Goal of the exercise:
Below are some records; retype all of them exactly.

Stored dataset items
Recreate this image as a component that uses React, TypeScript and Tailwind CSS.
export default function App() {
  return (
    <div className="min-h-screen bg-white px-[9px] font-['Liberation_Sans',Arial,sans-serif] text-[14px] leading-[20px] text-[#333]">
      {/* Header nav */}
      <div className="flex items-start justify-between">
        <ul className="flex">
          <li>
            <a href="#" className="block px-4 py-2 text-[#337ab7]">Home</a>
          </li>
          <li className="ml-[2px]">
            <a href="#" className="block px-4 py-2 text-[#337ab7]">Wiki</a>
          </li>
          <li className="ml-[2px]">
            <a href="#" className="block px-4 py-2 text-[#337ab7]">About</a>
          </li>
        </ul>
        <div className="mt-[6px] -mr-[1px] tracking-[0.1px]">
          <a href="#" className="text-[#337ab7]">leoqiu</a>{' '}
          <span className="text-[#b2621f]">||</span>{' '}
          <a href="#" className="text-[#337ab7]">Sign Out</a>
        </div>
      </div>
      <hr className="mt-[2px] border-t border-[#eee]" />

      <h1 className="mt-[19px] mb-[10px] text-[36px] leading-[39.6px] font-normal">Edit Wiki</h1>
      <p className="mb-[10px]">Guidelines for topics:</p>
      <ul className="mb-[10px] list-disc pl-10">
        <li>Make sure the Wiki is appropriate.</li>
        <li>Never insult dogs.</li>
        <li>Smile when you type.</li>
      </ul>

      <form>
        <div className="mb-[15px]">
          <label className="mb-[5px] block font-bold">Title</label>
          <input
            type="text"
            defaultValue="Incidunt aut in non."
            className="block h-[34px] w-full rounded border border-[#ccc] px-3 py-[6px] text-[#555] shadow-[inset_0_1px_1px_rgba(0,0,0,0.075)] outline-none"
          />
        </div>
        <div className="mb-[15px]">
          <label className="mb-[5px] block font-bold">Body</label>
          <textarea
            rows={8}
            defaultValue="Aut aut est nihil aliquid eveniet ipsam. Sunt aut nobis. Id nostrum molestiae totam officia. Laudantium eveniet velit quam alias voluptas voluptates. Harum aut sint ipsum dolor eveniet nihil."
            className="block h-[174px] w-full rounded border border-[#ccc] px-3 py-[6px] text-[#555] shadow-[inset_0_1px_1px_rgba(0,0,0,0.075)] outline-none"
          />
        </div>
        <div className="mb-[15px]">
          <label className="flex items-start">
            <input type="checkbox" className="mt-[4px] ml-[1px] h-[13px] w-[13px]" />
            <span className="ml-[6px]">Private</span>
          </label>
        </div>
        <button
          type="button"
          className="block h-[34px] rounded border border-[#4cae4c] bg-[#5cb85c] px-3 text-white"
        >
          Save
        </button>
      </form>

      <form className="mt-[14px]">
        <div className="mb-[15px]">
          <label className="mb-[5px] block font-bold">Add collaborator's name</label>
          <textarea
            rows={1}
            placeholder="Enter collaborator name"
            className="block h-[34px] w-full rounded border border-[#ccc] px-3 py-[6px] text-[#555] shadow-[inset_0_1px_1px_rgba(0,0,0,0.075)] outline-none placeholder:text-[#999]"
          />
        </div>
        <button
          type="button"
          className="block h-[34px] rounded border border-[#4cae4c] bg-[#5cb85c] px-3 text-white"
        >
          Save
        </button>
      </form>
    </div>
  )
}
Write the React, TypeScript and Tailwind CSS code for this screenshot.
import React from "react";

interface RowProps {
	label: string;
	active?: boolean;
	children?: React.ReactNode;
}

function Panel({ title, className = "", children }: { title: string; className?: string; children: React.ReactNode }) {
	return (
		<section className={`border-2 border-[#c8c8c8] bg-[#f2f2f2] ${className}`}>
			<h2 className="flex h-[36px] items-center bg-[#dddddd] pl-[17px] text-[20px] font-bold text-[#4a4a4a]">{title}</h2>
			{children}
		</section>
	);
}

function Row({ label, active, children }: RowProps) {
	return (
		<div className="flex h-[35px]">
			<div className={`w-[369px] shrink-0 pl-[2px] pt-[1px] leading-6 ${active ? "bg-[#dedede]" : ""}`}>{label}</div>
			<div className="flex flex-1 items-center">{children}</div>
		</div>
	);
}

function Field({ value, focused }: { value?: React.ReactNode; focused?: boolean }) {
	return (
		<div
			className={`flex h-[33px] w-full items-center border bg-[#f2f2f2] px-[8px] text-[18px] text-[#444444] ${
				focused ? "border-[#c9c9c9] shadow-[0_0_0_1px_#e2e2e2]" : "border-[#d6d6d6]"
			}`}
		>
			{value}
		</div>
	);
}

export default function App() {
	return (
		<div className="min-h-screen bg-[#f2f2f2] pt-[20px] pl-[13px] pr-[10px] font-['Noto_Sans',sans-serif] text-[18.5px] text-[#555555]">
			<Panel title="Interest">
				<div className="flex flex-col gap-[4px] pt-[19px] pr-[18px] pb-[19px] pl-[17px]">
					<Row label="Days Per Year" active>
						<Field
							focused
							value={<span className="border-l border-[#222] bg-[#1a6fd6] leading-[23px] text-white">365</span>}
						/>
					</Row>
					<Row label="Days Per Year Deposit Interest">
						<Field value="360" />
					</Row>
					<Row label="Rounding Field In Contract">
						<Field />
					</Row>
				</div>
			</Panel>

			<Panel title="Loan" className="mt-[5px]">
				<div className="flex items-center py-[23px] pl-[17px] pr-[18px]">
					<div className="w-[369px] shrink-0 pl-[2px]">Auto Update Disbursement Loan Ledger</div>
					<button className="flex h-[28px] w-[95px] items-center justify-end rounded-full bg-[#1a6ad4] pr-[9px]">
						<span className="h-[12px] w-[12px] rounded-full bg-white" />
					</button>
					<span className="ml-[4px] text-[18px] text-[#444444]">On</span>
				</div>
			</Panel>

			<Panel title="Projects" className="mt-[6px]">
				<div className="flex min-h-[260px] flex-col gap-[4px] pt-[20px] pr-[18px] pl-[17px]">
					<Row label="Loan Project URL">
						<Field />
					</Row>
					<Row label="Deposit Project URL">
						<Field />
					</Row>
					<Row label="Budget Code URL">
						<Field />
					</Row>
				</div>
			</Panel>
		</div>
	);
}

Correct output:
Recreate this image as a component that uses React, TypeScript and Tailwind CSS.
export default function App() {
  return (
    <div className="min-h-screen bg-white px-[9px] font-['Liberation_Sans',Arial,sans-serif] text-[14px] leading-[20px] text-[#333]">
      {/* Header nav */}
      <div className="flex items-start justify-between">
        <ul className="flex">
          <li>
            <a href="#" className="block px-4 py-2 text-[#337ab7]">Home</a>
          </li>
          <li className="ml-[2px]">
            <a href="#" className="block px-4 py-2 text-[#337ab7]">Wiki</a>
          </li>
          <li className="ml-[2px]">
            <a href="#" className="block px-4 py-2 text-[#337ab7]">About</a>
          </li>
        </ul>
        <div className="mt-[6px] -mr-[1px] tracking-[0.1px]">
          <a href="#" className="text-[#337ab7]">leoqiu</a>{' '}
          <span className="text-[#b2621f]">||</span>{' '}
          <a href="#" className="text-[#337ab7]">Sign Out</a>
        </div>
      </div>
      <hr className="mt-[2px] border-t border-[#eee]" />

      <h1 className="mt-[19px] mb-[10px] text-[36px] leading-[39.6px] font-normal">Edit Wiki</h1>
      <p className="mb-[10px]">Guidelines for topics:</p>
      <ul className="mb-[10px] list-disc pl-10">
        <li>Make sure the Wiki is appropriate.</li>
        <li>Never insult dogs.</li>
        <li>Smile when you type.</li>
      </ul>

      <form>
        <div className="mb-[15px]">
          <label className="mb-[5px] block font-bold">Title</label>
          <input
            type="text"
            defaultValue="Incidunt aut in non."
            className="block h-[34px] w-full rounded border border-[#ccc] px-3 py-[6px] text-[#555] shadow-[inset_0_1px_1px_rgba(0,0,0,0.075)] outline-none"
          />
        </div>
        <div className="mb-[15px]">
          <label className="mb-[5px] block font-bold">Body</label>
          <textarea
            rows={8}
            defaultValue="Aut aut est nihil aliquid eveniet ipsam. Sunt aut nobis. Id nostrum molestiae totam officia. Laudantium eveniet velit quam alias voluptas voluptates. Harum aut sint ipsum dolor eveniet nihil."
            className="block h-[174px] w-full rounded border border-[#ccc] px-3 py-[6px] text-[#555] shadow-[inset_0_1px_1px_rgba(0,0,0,0.075)] outline-none"
          />
        </div>
        <div className="mb-[15px]">
          <label className="flex items-start">
            <input type="checkbox" className="mt-[4px] ml-[1px] h-[13px] w-[13px]" />
            <span className="ml-[6px]">Private</span>
          </label>
        </div>
        <button
          type="button"
          className="block h-[34px] rounded border border-[#4cae4c] bg-[#5cb85c] px-3 text-white"
        >
          Save
        </button>
      </form>

      <form className="mt-[14px]">
        <div className="mb-[15px]">
          <label className="mb-[5px] block font-bold">Add collaborator's name</label>
          <textarea
            rows={1}
            placeholder="Enter collaborator name"
            className="block h-[34px] w-full rounded border border-[#ccc] px-3 py-[6px] text-[#555] shadow-[inset_0_1px_1px_rgba(0,0,0,0.075)] outline-none placeholder:text-[#999]"
          />
        </div>
        <button
          type="button"
          className="block h-[34px] rounded border border-[#4cae4c] bg-[#5cb85c] px-3 text-white"
        >
          Save
        </button>
      </form>
    </div>
  )
}
Write the React, TypeScript and Tailwind CSS code for this screenshot.
import React from "react";

interface RowProps {
	label: string;
	active?: boolean;
	children?: React.ReactNode;
}

function Panel({ title, className = "", children }: { title: string; className?: string; children: React.ReactNode }) {
	return (
		<section className={`border-2 border-[#c8c8c8] bg-[#f2f2f2] ${className}`}>
			<h2 className="flex h-[36px] items-center bg-[#dddddd] pl-[17px] text-[20px] font-bold text-[#4a4a4a]">{title}</h2>
			{children}
		</section>
	);
}

function Row({ label, active, children }: RowProps) {
	return (
		<div className="flex h-[35px]">
			<div className={`w-[369px] shrink-0 pl-[2px] pt-[1px] leading-6 ${active ? "bg-[#dedede]" : ""}`}>{label}</div>
			<div className="flex flex-1 items-center">{children}</div>
		</div>
	);
}

function Field({ value, focused }: { value?: React.ReactNode; focused?: boolean }) {
	return (
		<div
			className={`flex h-[33px] w-full items-center border bg-[#f2f2f2] px-[8px] text-[18px] text-[#444444] ${
				focused ? "border-[#c9c9c9] shadow-[0_0_0_1px_#e2e2e2]" : "border-[#d6d6d6]"
			}`}
		>
			{value}
		</div>
	);
}

export default function App() {
	return (
		<div className="min-h-screen bg-[#f2f2f2] pt-[20px] pl-[13px] pr-[10px] font-['Noto_Sans',sans-serif] text-[18.5px] text-[#555555]">
			<Panel title="Interest">
				<div className="flex flex-col gap-[4px] pt-[19px] pr-[18px] pb-[19px] pl-[17px]">
					<Row label="Days Per Year" active>
						<Field
							focused
							value={<span className="border-l border-[#222] bg-[#1a6fd6] leading-[23px] text-white">365</span>}
						/>
					</Row>
					<Row label="Days Per Year Deposit Interest">
						<Field value="360" />
					</Row>
					<Row label="Rounding Field In Contract">
						<Field />
					</Row>
				</div>
			</Panel>

			<Panel title="Loan" className="mt-[5px]">
				<div className="flex items-center py-[23px] pl-[17px] pr-[18px]">
					<div className="w-[369px] shrink-0 pl-[2px]">Auto Update Disbursement Loan Ledger</div>
					<button className="flex h-[28px] w-[95px] items-center justify-end rounded-full bg-[#1a6ad4] pr-[9px]">
						<span className="h-[12px] w-[12px] rounded-full bg-white" />
					</button>
					<span className="ml-[4px] text-[18px] text-[#444444]">On</span>
				</div>
			</Panel>

			<Panel title="Projects" className="mt-[6px]">
				<div className="flex min-h-[260px] flex-col gap-[4px] pt-[20px] pr-[18px] pl-[17px]">
					<Row label="Loan Project URL">
						<Field />
					</Row>
					<Row label="Deposit Project URL">
						<Field />
					</Row>
					<Row label="Budget Code URL">
						<Field />
					</Row>
				</div>
			</Panel>
		</div>
	);
}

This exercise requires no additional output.